SOURCE DATA —
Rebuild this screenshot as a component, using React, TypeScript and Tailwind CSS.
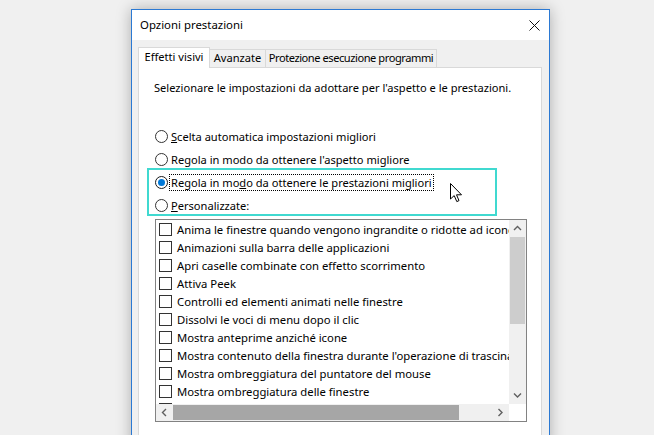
import React from 'react';

const items = [
  'Anima le finestre quando vengono ingrandite o ridotte ad icone',
  'Animazioni sulla barra delle applicazioni',
  'Apri caselle combinate con effetto scorrimento',
  'Attiva Peek',
  'Controlli ed elementi animati nelle finestre',
  'Dissolvi le voci di menu dopo il clic',
  'Mostra anteprime anziché icone',
  "Mostra contenuto della finestra durante l'operazione di trascinamento",
  'Mostra ombreggiatura del puntatore del mouse',
  'Mostra ombreggiatura delle finestre',
  'Mostra rettangolo di selezione trasparente',
];

function Radio({ checked }: { checked?: boolean }) {
  return (
    <span
      className={
        'flex h-[13px] w-[13px] shrink-0 items-center justify-center rounded-full border bg-white ' +
        (checked ? 'border-[#1a1a1a]' : 'border-[#333333]')
      }
    >
      {checked && <span className="h-[7px] w-[7px] rounded-full bg-[#0078d7]" />}
    </span>
  );
}

function RadioRow({ children, checked, focus }: { children: React.ReactNode; checked?: boolean; focus?: boolean }) {
  return (
    <div className="flex h-[23px] items-center gap-[2px]">
      <Radio checked={checked} />
      <span
        className={
          'whitespace-nowrap px-[1px] leading-[15px] ' +
          (focus ? 'outline-1 outline-dotted outline-[#000]' : '')
        }
      >
        {children}
      </span>
    </div>
  );
}

function Chevron({ dir }: { dir: 'up' | 'down' | 'left' | 'right' }) {
  const d = {
    up: 'M1 5 L4.5 1.5 L8 5',
    down: 'M1 1.5 L4.5 5 L8 1.5',
    left: 'M5 1 L1.5 4.5 L5 8',
    right: 'M1.5 1 L5 4.5 L1.5 8',
  }[dir];
  const horiz = dir === 'left' || dir === 'right';
  return (
    <svg width={horiz ? 7 : 9} height={horiz ? 9 : 7} viewBox={horiz ? '0 0 7 9' : '0 0 9 7'}>
      <path d={d} fill="none" stroke="#606060" strokeWidth="1.4" />
    </svg>
  );
}

export default function App() {
  return (
    <div className="relative h-[435px] w-[654px] overflow-hidden bg-[#f0f0f0] pl-[131px] pt-[9px] font-['Noto_Sans',sans-serif] text-[11.1px] text-black">
      <div className="h-[440px] w-[419px] border border-[#2b79d3] bg-[#f0f0f0] shadow-[0_0_14px_rgba(0,0,0,0.28)]">
        {/* title bar */}
        <div className="flex h-[30px] items-center justify-between bg-white pl-[8px] pr-[9px]">
          <span className="text-[11.4px] leading-[16px]">Opzioni prestazioni</span>
          <svg width="11" height="11" viewBox="0 0 11 11">
            <path d="M0.5 0.5 L10.5 10.5 M10.5 0.5 L0.5 10.5" stroke="#111" strokeWidth="1" />
          </svg>
        </div>

        {/* tabs */}
        <div className="relative z-10 -mb-px flex items-end whitespace-nowrap pl-[6px] pt-[7px]">
          <div className="flex h-[21px] w-[72px] shrink-0 items-center justify-center border border-b-0 border-[#d9d9d9] bg-white pb-[1px]">
            Effetti visivi
          </div>
          <div className="-ml-px flex h-[19px] w-[57px] shrink-0 items-center justify-center border border-[#d9d9d9] bg-[#f0f0f0]">
            Avanzate
          </div>
          <div className="-ml-px flex h-[19px] w-[172px] shrink-0 items-center justify-center overflow-hidden border border-[#d9d9d9] bg-[#f0f0f0] tracking-[-0.45px]">
            Protezione esecuzione programmi
          </div>
        </div>

        {/* panel */}
        <div className="ml-[6px] h-[400px] w-[404px] border border-[#d9d9d9] bg-white">
          <p className="pl-[15px] pt-[12px] leading-[16px]">
            Selezionare le impostazioni da adottare per l'aspetto e le prestazioni.
          </p>

          <div className="relative mt-[29px] pl-[16px]">
            <RadioRow>
              <u>S</u>celta automatica impostazioni migliori
            </RadioRow>
            <RadioRow>
              Re<u>g</u>ola in modo da ottenere l'aspetto migliore
            </RadioRow>
            <RadioRow checked focus>
              Regola in mo<u>d</u>o da ottenere le prestazioni migliori
            </RadioRow>
            <RadioRow>
              <u>P</u>ersonalizzate:
            </RadioRow>
            <div className="pointer-events-none absolute left-[8px] top-[43px] h-[48px] w-[350px] border-2 border-[#40d9d0]" />
          </div>

          {/* listbox */}
          <div className="ml-[16px] mt-[2px] flex h-[203px] w-[372px] flex-col border border-[#828282]">
            <div className="flex h-[184px]">
              <div className="w-[353px] overflow-hidden">
                {items.map((t) => (
                  <div key={t} className="flex h-[18px] items-center gap-[5px] pl-[3px]">
                    <span className="h-[13px] w-[13px] shrink-0 border border-[#333333] bg-white" />
                    <span className="whitespace-nowrap text-[11.3px] leading-[15px]">{t}</span>
                  </div>
                ))}
              </div>
              <div className="flex w-[17px] flex-col bg-[#f0f0f0]">
                <div className="flex h-[17px] items-center justify-center">
                  <Chevron dir="up" />
                </div>
                <div className="flex-1">
                  <div className="mx-auto h-[87px] w-[15px] bg-[#cdcdcd]" />
                </div>
                <div className="flex h-[17px] items-center justify-center">
                  <Chevron dir="down" />
                </div>
              </div>
            </div>
            <div className="flex h-[17px]">
              <div className="flex w-[353px] bg-[#f0f0f0]">
                <div className="flex w-[17px] items-center justify-center">
                  <Chevron dir="left" />
                </div>
                <div className="flex flex-1 items-center">
                  <div className="h-[15px] w-[286px] bg-[#a6a6a6]" />
                </div>
                <div className="flex w-[17px] items-center justify-center">
                  <Chevron dir="right" />
                </div>
              </div>
              <div className="w-[17px] bg-white" />
            </div>
          </div>
        </div>
      </div>

      {/* mouse cursor */}
      <svg className="absolute left-[450px] top-[183px]" width="13" height="20" viewBox="0 0 13 20">
        <path
          d="M0.5 0.5 L0.5 16 L4.2 12.6 L6.8 18.6 L9 17.6 L6.5 11.8 L11.5 11.8 Z"
          fill="#fff"
          stroke="#000"
          strokeWidth="1"
          strokeLinejoin="miter"
        />
      </svg>
    </div>
  );
}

TASK TO CARRY OUT —
Omit the pictures, then quote the rest of the material above exactly.

RESPONSE TO THE TASK —
Rebuild this screenshot as a component, using React, TypeScript and Tailwind CSS.
import React from 'react';

const items = [
  'Anima le finestre quando vengono ingrandite o ridotte ad icone',
  'Animazioni sulla barra delle applicazioni',
  'Apri caselle combinate con effetto scorrimento',
  'Attiva Peek',
  'Controlli ed elementi animati nelle finestre',
  'Dissolvi le voci di menu dopo il clic',
  'Mostra anteprime anziché icone',
  "Mostra contenuto della finestra durante l'operazione di trascinamento",
  'Mostra ombreggiatura del puntatore del mouse',
  'Mostra ombreggiatura delle finestre',
  'Mostra rettangolo di selezione trasparente',
];

function Radio({ checked }: { checked?: boolean }) {
  return (
    <span
      className={
        'flex h-[13px] w-[13px] shrink-0 items-center justify-center rounded-full border bg-white ' +
        (checked ? 'border-[#1a1a1a]' : 'border-[#333333]')
      }
    >
      {checked && <span className="h-[7px] w-[7px] rounded-full bg-[#0078d7]" />}
    </span>
  );
}

function RadioRow({ children, checked, focus }: { children: React.ReactNode; checked?: boolean; focus?: boolean }) {
  return (
    <div className="flex h-[23px] items-center gap-[2px]">
      <Radio checked={checked} />
      <span
        className={
          'whitespace-nowrap px-[1px] leading-[15px] ' +
          (focus ? 'outline-1 outline-dotted outline-[#000]' : '')
        }
      >
        {children}
      </span>
    </div>
  );
}

function Chevron({ dir }: { dir: 'up' | 'down' | 'left' | 'right' }) {
  const d = {
    up: 'M1 5 L4.5 1.5 L8 5',
    down: 'M1 1.5 L4.5 5 L8 1.5',
    left: 'M5 1 L1.5 4.5 L5 8',
    right: 'M1.5 1 L5 4.5 L1.5 8',
  }[dir];
  const horiz = dir === 'left' || dir === 'right';
  return (
    <svg width={horiz ? 7 : 9} height={horiz ? 9 : 7} viewBox={horiz ? '0 0 7 9' : '0 0 9 7'}>
      <path d={d} fill="none" stroke="#606060" strokeWidth="1.4" />
    </svg>
  );
}

export default function App() {
  return (
    <div className="relative h-[435px] w-[654px] overflow-hidden bg-[#f0f0f0] pl-[131px] pt-[9px] font-['Noto_Sans',sans-serif] text-[11.1px] text-black">
      <div className="h-[440px] w-[419px] border border-[#2b79d3] bg-[#f0f0f0] shadow-[0_0_14px_rgba(0,0,0,0.28)]">
        {/* title bar */}
        <div className="flex h-[30px] items-center justify-between bg-white pl-[8px] pr-[9px]">
          <span className="text-[11.4px] leading-[16px]">Opzioni prestazioni</span>
          <svg width="11" height="11" viewBox="0 0 11 11">
            <path d="M0.5 0.5 L10.5 10.5 M10.5 0.5 L0.5 10.5" stroke="#111" strokeWidth="1" />
          </svg>
        </div>

        {/* tabs */}
        <div className="relative z-10 -mb-px flex items-end whitespace-nowrap pl-[6px] pt-[7px]">
          <div className="flex h-[21px] w-[72px] shrink-0 items-center justify-center border border-b-0 border-[#d9d9d9] bg-white pb-[1px]">
            Effetti visivi
          </div>
          <div className="-ml-px flex h-[19px] w-[57px] shrink-0 items-center justify-center border border-[#d9d9d9] bg-[#f0f0f0]">
            Avanzate
          </div>
          <div className="-ml-px flex h-[19px] w-[172px] shrink-0 items-center justify-center overflow-hidden border border-[#d9d9d9] bg-[#f0f0f0] tracking-[-0.45px]">
            Protezione esecuzione programmi
          </div>
        </div>

        {/* panel */}
        <div className="ml-[6px] h-[400px] w-[404px] border border-[#d9d9d9] bg-white">
          <p className="pl-[15px] pt-[12px] leading-[16px]">
            Selezionare le impostazioni da adottare per l'aspetto e le prestazioni.
          </p>

          <div className="relative mt-[29px] pl-[16px]">
            <RadioRow>
              <u>S</u>celta automatica impostazioni migliori
            </RadioRow>
            <RadioRow>
              Re<u>g</u>ola in modo da ottenere l'aspetto migliore
            </RadioRow>
            <RadioRow checked focus>
              Regola in mo<u>d</u>o da ottenere le prestazioni migliori
            </RadioRow>
            <RadioRow>
              <u>P</u>ersonalizzate:
            </RadioRow>
            <div className="pointer-events-none absolute left-[8px] top-[43px] h-[48px] w-[350px] border-2 border-[#40d9d0]" />
          </div>

          {/* listbox */}
          <div className="ml-[16px] mt-[2px] flex h-[203px] w-[372px] flex-col border border-[#828282]">
            <div className="flex h-[184px]">
              <div className="w-[353px] overflow-hidden">
                {items.map((t) => (
                  <div key={t} className="flex h-[18px] items-center gap-[5px] pl-[3px]">
                    <span className="h-[13px] w-[13px] shrink-0 border border-[#333333] bg-white" />
                    <span className="whitespace-nowrap text-[11.3px] leading-[15px]">{t}</span>
                  </div>
                ))}
              </div>
              <div className="flex w-[17px] flex-col bg-[#f0f0f0]">
                <div className="flex h-[17px] items-center justify-center">
                  <Chevron dir="up" />
                </div>
                <div className="flex-1">
                  <div className="mx-auto h-[87px] w-[15px] bg-[#cdcdcd]" />
                </div>
                <div className="flex h-[17px] items-center justify-center">
                  <Chevron dir="down" />
                </div>
              </div>
            </div>
            <div className="flex h-[17px]">
              <div className="flex w-[353px] bg-[#f0f0f0]">
                <div className="flex w-[17px] items-center justify-center">
                  <Chevron dir="left" />
                </div>
                <div className="flex flex-1 items-center">
                  <div className="h-[15px] w-[286px] bg-[#a6a6a6]" />
                </div>
                <div className="flex w-[17px] items-center justify-center">
                  <Chevron dir="right" />
                </div>
              </div>
              <div className="w-[17px] bg-white" />
            </div>
          </div>
        </div>
      </div>

      {/* mouse cursor */}
      <svg className="absolute left-[450px] top-[183px]" width="13" height="20" viewBox="0 0 13 20">
        <path
          d="M0.5 0.5 L0.5 16 L4.2 12.6 L6.8 18.6 L9 17.6 L6.5 11.8 L11.5 11.8 Z"
          fill="#fff"
          stroke="#000"
          strokeWidth="1"
          strokeLinejoin="miter"
        />
      </svg>
    </div>
  );
}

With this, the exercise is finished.